Del resto tutti i problemi dell’epoca vengono acuiti dall’età.
Verbatim dovette inventare le custodie per il floppy disk per evitare che polvere, ossidazione e invecchiamento li grattugiassero e sfarinassero: decenni di polvere e, anche per i fondi di magazzino, muffa, rendono la lettura del floppy un’esperienza complicata, e se in passato l’apposito “disco di pulizia” (un panno di tessuto non tessuto dentro una custodia da floppy, umettato di alcol) era un appuntamento mensile o bimensile, gli affezionati collezionisti dovranno tenere in conto di usarlo più spesso, se non “scoperchiare” i lettori floppy e usare un cottonfioc con alcol per pulire le testine.

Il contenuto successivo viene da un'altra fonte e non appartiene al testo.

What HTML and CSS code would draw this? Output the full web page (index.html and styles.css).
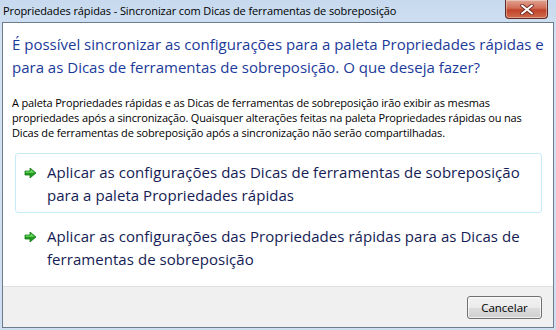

Già in passato poteva capitare che un lettore, specie gli esemplari più economici, richiedesse periodicamente di essere riallineato e la velocità di rotazione dei motorini regolata: oggi il numero di persone in grado di farlo è drasticamente ridotto.
Alcuni lettori floppy avevano un sistema a cinghie e ingranaggi, altri a ingranaggi diretti: gli ingranaggi di plastica col tempo cominciano a sgranare, le cinghie ad allentarsi e rompersi.
Quello che un tempo era un rito periodico rischia di diventare una spina nel fianco anche del collezionista più accanito: diventa quindi un dovere morale di chi possiede file e programmi su disco conservarli per le generazioni successive, trasbordandoli allo stato solido.